Somente pela Fé
A
justificação é a resposta de Deus à mais importante de todas as questões
humanas: Como uma pessoa pode se tornar aceitável diante de Deus? A resposta
está clara no Novo Testamento, especialmente nos escritos de Paulo, como a
passagem clássica de Romanos 3.21-25. Biblicamente, a justificação é um
conceito jurídico ou forense, e tem o significado de “declarar justo”. É o ato
de Deus mediante o qual ele, em sua graça, declara justo o pecador, isentando-o
de qualquer condenação.
Infelizmente, a palavra portuguesa “justificação”,
originária do latim, dá a ideia de “tornar justo”, no sentido de produzir
justiça no justificado. Mas o termo grego original dikaiosyne não se refere a
uma mudança intrínseca no indivíduo, e sim a uma declaração feita por Deus.
Visto que não temos justiça própria e somos culpados diante de Deus, ele nos
declara justos com base na expiação de nossos pecados por Cristo e na sua
justiça imputada a nós.
Pode-se
dizer que a justificação está estreitamente relacionada com três princípios da
Reforma: “sola gratia”, “sola fides” e “solo Christo”.
Daí, James Montgomery
Boyce a define como “um ato de Deus pelo qual ele declara os pecadores justos
somente pela graça, somente por meio da fé, somente por causa de Cristo”.
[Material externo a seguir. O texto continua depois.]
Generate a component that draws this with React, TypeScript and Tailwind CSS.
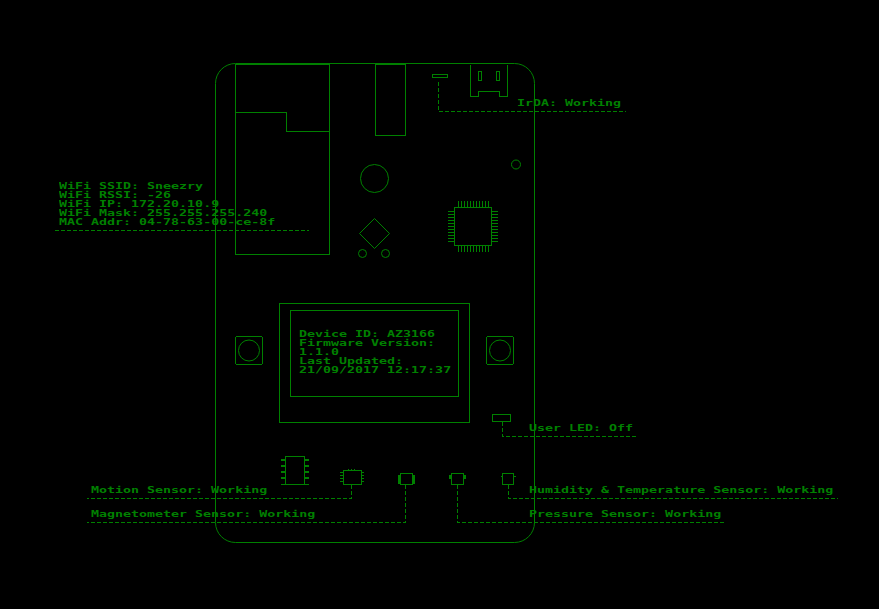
const range = (n: number, start: number, step: number) =>
  Array.from({ length: n }, (_, i) => start + i * step);

const Dash = ({ d }: { d: string }) => <path d={d} strokeDasharray="4 2" />;

const Board = () => (
  <svg
    width="879"
    height="609"
    viewBox="0 0 879 609"
    fill="none"
    stroke="#008000"
    strokeWidth="1"
    className="block"
    shapeRendering="crispEdges"
  >
    {/* board outline */}
    <rect x="215.5" y="63.5" width="319" height="479" rx="20" shapeRendering="auto" />

    {/* wifi module + antenna */}
    <rect x="235.5" y="64.5" width="94" height="190" />
    <path d="M235.5 112.5H286.5V131.5H329.5" />
    <rect x="375.5" y="64.5" width="30" height="71" />

    {/* round parts */}
    <g shapeRendering="auto">
      <circle cx="374.5" cy="178.5" r="14" />
      <path d="M374.5 218.5L389.5 233.5L374.5 248.5L359.5 233.5Z" />
      <circle cx="362.5" cy="253.5" r="4" />
      <circle cx="385.5" cy="253.5" r="4" />
      <circle cx="516" cy="164.5" r="4.5" />
    </g>

    {/* irda + usb */}
    <rect x="432.5" y="74.5" width="15" height="3" />
    <path d="M470.5 64.5V96.5H478.5V91.5H499.5V96.5H507.5V64.5" />
    <rect x="478.5" y="71.5" width="3" height="9" />
    <rect x="496.5" y="71.5" width="3" height="9" />

    {/* mcu */}
    <rect x="454.5" y="207.5" width="37" height="38" rx="1" />
    {range(11, 458.5, 3).map((x) => (
      <path key={x} d={`M${x} 201V207M${x} 246V252`} />
    ))}
    {range(11, 211.5, 3).map((y) => (
      <path key={y} d={`M448 ${y}H454M492 ${y}H498`} />
    ))}

    {/* display */}
    <rect x="279.5" y="303.5" width="190" height="119" />
    <rect x="290.5" y="310.5" width="168" height="86" />

    {/* buttons */}
    <rect x="235.5" y="336.5" width="27" height="28" rx="2" />
    <circle cx="249" cy="350.5" r="10.5" shapeRendering="auto" />
    <rect x="486.5" y="336.5" width="27" height="28" rx="2" />
    <circle cx="500" cy="350.5" r="10.5" shapeRendering="auto" />

    {/* user led */}
    <rect x="492.5" y="414.5" width="18" height="7" />

    {/* bottom chips */}
    <rect x="285.5" y="456.5" width="19" height="28" />
    {range(4, 459, 6).map((y) => (
      <path key={y} d={`M281 ${y}H285V${y + 2}H281ZM305 ${y}H309V${y + 2}H305Z`} fill="#008000" stroke="none" />
    ))}
    <path d="M281 484.5H285M305 484.5H309" />

    <rect x="343.5" y="470.5" width="18" height="14" />
    {range(4, 472.5, 3).map((y) => (
      <path key={y} d={`M340 ${y}H343M362 ${y}H364`} />
    ))}
    {range(3, 348.5, 3).map((x) => (
      <path key={x} d={`M${x} 469V470`} />
    ))}

    <rect x="400.5" y="473.5" width="12" height="11" />
    <path d="M398 475H400V484H398ZM413 475H415V484H413Z" fill="#008000" stroke="none" />

    <rect x="451.5" y="473.5" width="12" height="11" />
    <path d="M449 475H451V479H449ZM464 475H466V479H464Z" fill="#008000" stroke="none" />

    <rect x="502.5" y="473.5" width="11" height="11" />
    <path d="M501 476.5H502M514 476.5H516" />

    {/* leader lines */}
    <Dash d="M438.5 82V111.5H626" />
    <Dash d="M55 230.5H309" />
    <Dash d="M502.5 422V436.5H638" />
    <Dash d="M351.5 485V498.5H87" />
    <Dash d="M405.5 485V522.5H87" />
    <Dash d="M457.5 485V522.5H726" />
    <Dash d="M508.5 485V498.5H838" />
  </svg>
);

const textStyle =
  "absolute origin-left scale-x-[1.4] whitespace-pre font-bold text-[9.5px] leading-[9px] text-[#008000] [font-family:'DejaVu_Sans_Mono',monospace]";

export default function App() {
  return (
    <div className="relative h-[609px] w-[879px] overflow-hidden bg-black">
      <Board />

      <div className={`${textStyle} left-[59px] top-[181px]`}>
        <div>WiFi SSID: Sneezry</div>
        <div>WiFi RSSI: -26</div>
        <div>WiFi IP: 172.20.10.9</div>
        <div>WiFi Mask: 255.255.255.240</div>
        <div>MAC Addr: 04-78-63-00-ce-8f</div>
      </div>

      <div className={`${textStyle} left-[299px] top-[329px]`}>
        <div>Device ID: AZ3166</div>
        <div>Firmware Version:</div>
        <div>1.1.0</div>
        <div>Last Updated:</div>
        <div>21/09/2017 12:17:37</div>
      </div>

      <div className={`${textStyle} left-[517px] top-[98px]`}>IrDA: Working</div>
      <div className={`${textStyle} left-[529px] top-[423px]`}>User LED: Off</div>
      <div className={`${textStyle} left-[91px] top-[485px]`}>Motion Sensor: Working</div>
      <div className={`${textStyle} left-[91px] top-[509px]`}>Magnetometer Sensor: Working</div>
      <div className={`${textStyle} left-[529px] top-[485px]`}>Humidity &amp; Temperature Sensor: Working</div>
      <div className={`${textStyle} left-[529px] top-[509px]`}>Pressure Sensor: Working</div>
    </div>
  );
}
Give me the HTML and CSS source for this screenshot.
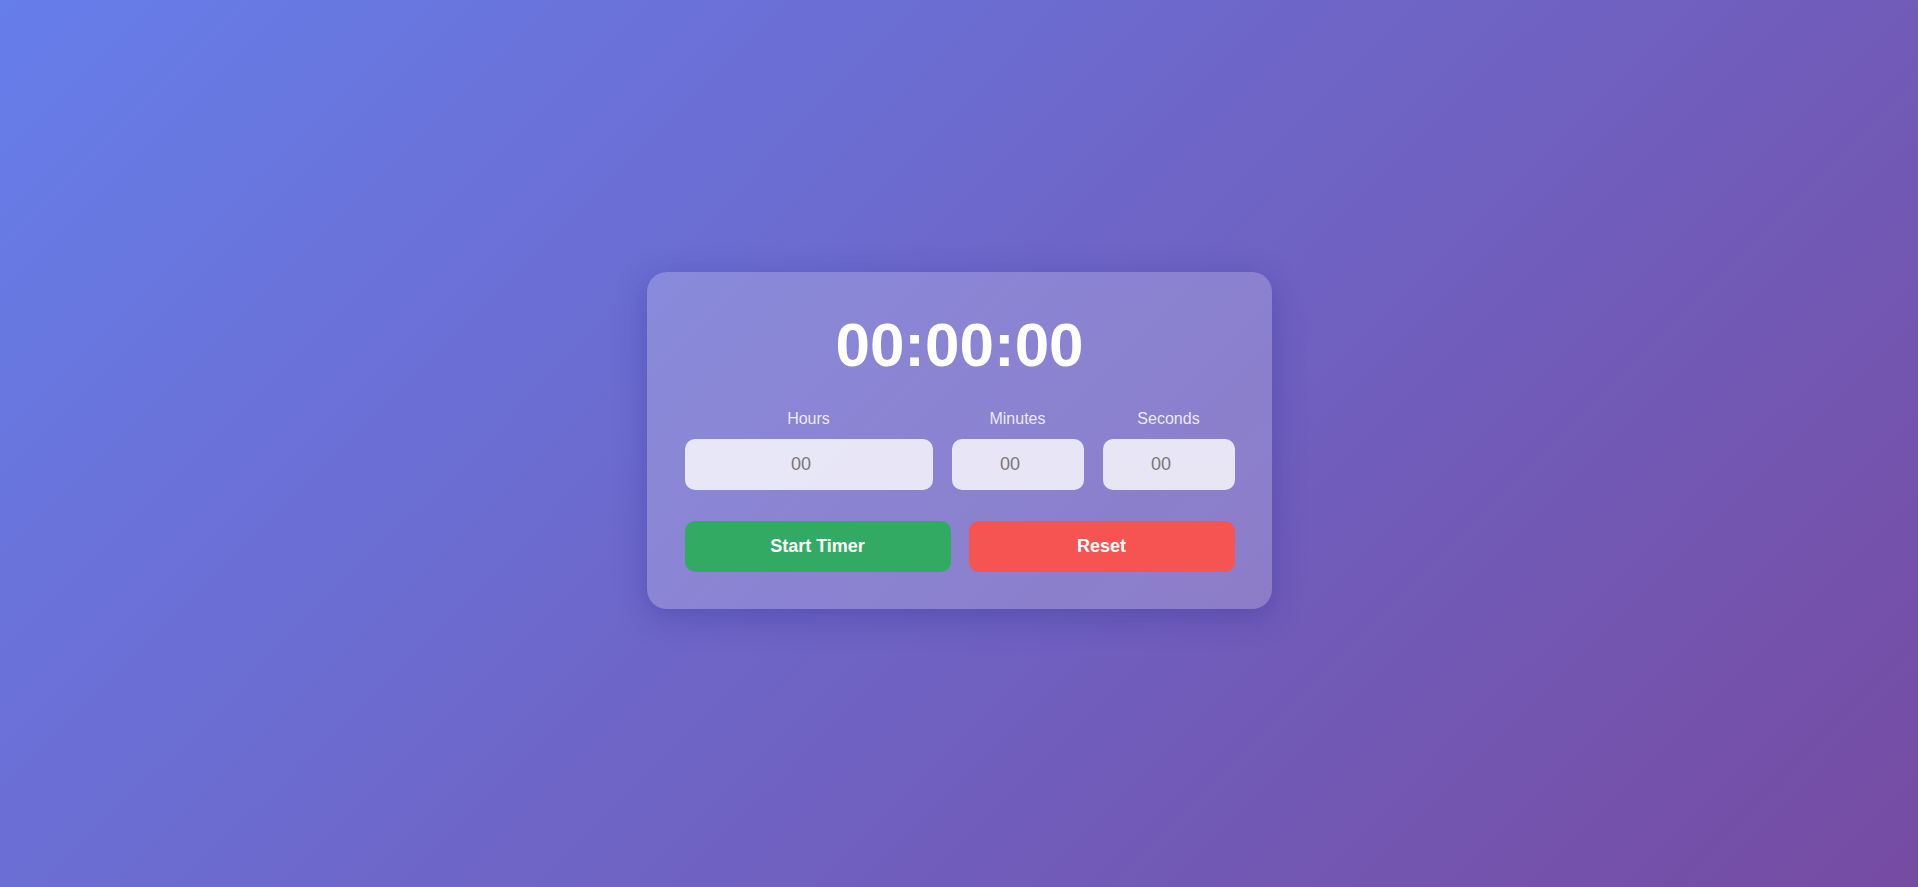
FILE: index.html
```html
<!DOCTYPE html>
<html lang="en">
<head>
<meta charset="utf-8">
<title>Countdown Timer</title>
<link rel="stylesheet" href="styles.css">
</head>
<body>
<main class="card">
  <div class="display">00:00:00</div>
  <div class="fields">
    <label class="field">
      <span class="field-label">Hours</span>
      <input class="field-input" type="number" placeholder="00">
    </label>
    <label class="field">
      <span class="field-label">Minutes</span>
      <input class="field-input" type="number" placeholder="00">
    </label>
    <label class="field">
      <span class="field-label">Seconds</span>
      <input class="field-input" type="number" placeholder="00">
    </label>
  </div>
  <div class="actions">
    <button class="btn btn-start" type="button">Start Timer</button>
    <button class="btn btn-reset" type="button">Reset</button>
  </div>
</main>
</body>
</html>
```
FILE: styles.css
```css
* { box-sizing: border-box; }

html, body {
  margin: 0;
  height: 100%;
}

body {
  font-family: "Liberation Sans", Arial, sans-serif;
  background: linear-gradient(135deg, #667eea 0%, #764ba2 100%);
  display: flex;
  align-items: center;
  justify-content: center;
  min-height: 100vh;
}

.card {
  width: 625px;
  padding: 37px 37px 37px 38px;
  margin-bottom: 7px;
  border-radius: 20px;
  background: rgba(255, 255, 255, 0.2);
  box-shadow: 0 8px 32px rgba(31, 38, 135, 0.3);
}

.display {
  font-size: 62px;
  font-weight: 700;
  color: #ffffff;
  text-align: center;
  line-height: normal;
  margin-bottom: 30px;
}

.fields {
  display: grid;
  grid-template-columns: 248fr 132fr 132fr;
  column-gap: 19px;
  margin-bottom: 31px;
}

.field {
  display: flex;
  flex-direction: column;
  align-items: stretch;
  min-width: 0;
}

.field-label {
  display: block;
  font-size: 16px;
  color: rgba(255, 255, 255, 0.85);
  text-align: center;
  margin-bottom: 11px;
}

.field-input {
  width: 100%;
  height: 51px;
  border: none;
  border-radius: 10px;
  background: rgba(255, 255, 255, 0.8);
  font-family: "Liberation Sans", Arial, sans-serif;
  font-size: 18px;
  color: #444;
  text-align: center;
  padding: 0 12px;
  outline: none;
}

.field-input::placeholder {
  color: #777777;
  opacity: 1;
}

.actions {
  display: grid;
  grid-template-columns: 1fr 1fr;
  column-gap: 18px;
}

.btn {
  height: 51px;
  border: none;
  border-radius: 10px;
  font-family: "Liberation Sans", Arial, sans-serif;
  font-size: 18px;
  font-weight: 700;
  color: #ffffff;
  cursor: pointer;
}

.btn-start { background: #33aa63; }
.btn-reset { background: #f65353; }
```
Assim, a fonte da justificação é a graça de Deus, o fundamento da justificação
é a obra de Cristo e o meio da justificação é a fé. A fé é o canal através do
qual a justificação é concedida ao pecador que crê; é o meio pelo qual ele toma
posse das bênçãos obtidas por Cristo (como a paz com Deus, Rm 5.1). Ela não é
uma boa obra, mas um dom de Deus, como Paulo ensina em Efésios 2.8-9. É o único
meio de receber o que Deus fez por nós (“sola fides”), ficando excluídos todos
os outros atos ou obras.
Isto
significa que a justiça do cristão é somente uma justiça imputada, atribuída a
ele, sem incluir uma transformação moral e espiritual? Não, a justificação é
seguida de uma justiça real e efetiva – tão de perto que, se não seguir, a
pessoa não está justificada. Mas a justificação em si ainda não se refere a
essa mudança. Deus nunca nos torna justos antes de nos declarar justos. Estando
justificados pela graça e reconciliados com Deus mediante a fé, com base
somente nos méritos de Cristo, estamos capacitados para crescer em santificação
(Ef 2.10). Em suma, Deus não somente nos declara justos (justificação), mas
posteriormente nos torna justos (santificação).
Tristemente,
muitos evangélicos têm deixado de confessar de modo convicto essa verdade que
está no coração do evangelho. Muitos líderes e movimentos têm voltado a
insistir na prática de certas ações ou na exibição de determinadas virtudes
como condição para que as pessoas sejam aceitas, perdoadas e abençoadas por
Deus. Volta-se, assim, ao sistema de salvação pelas obras ou pelos méritos
humanos contra o qual se insurgiram os reformadores. Com isso exalta-se o ser
humano, suas escolhas, decisões e iniciativas, e se desvaloriza a Deus, sua
graça, sua soberania, sua obra de expiação por meio de Cristo. Que tenhamos a
coragem e a coerência bíblica de reafirmar a verdade solene da justificação
pela fé somente, que é, no dizer dos reformadores, o articulus stantis et cadentis ecclesiae, “o artigo pelo qual a igreja se sustenta ou cai”.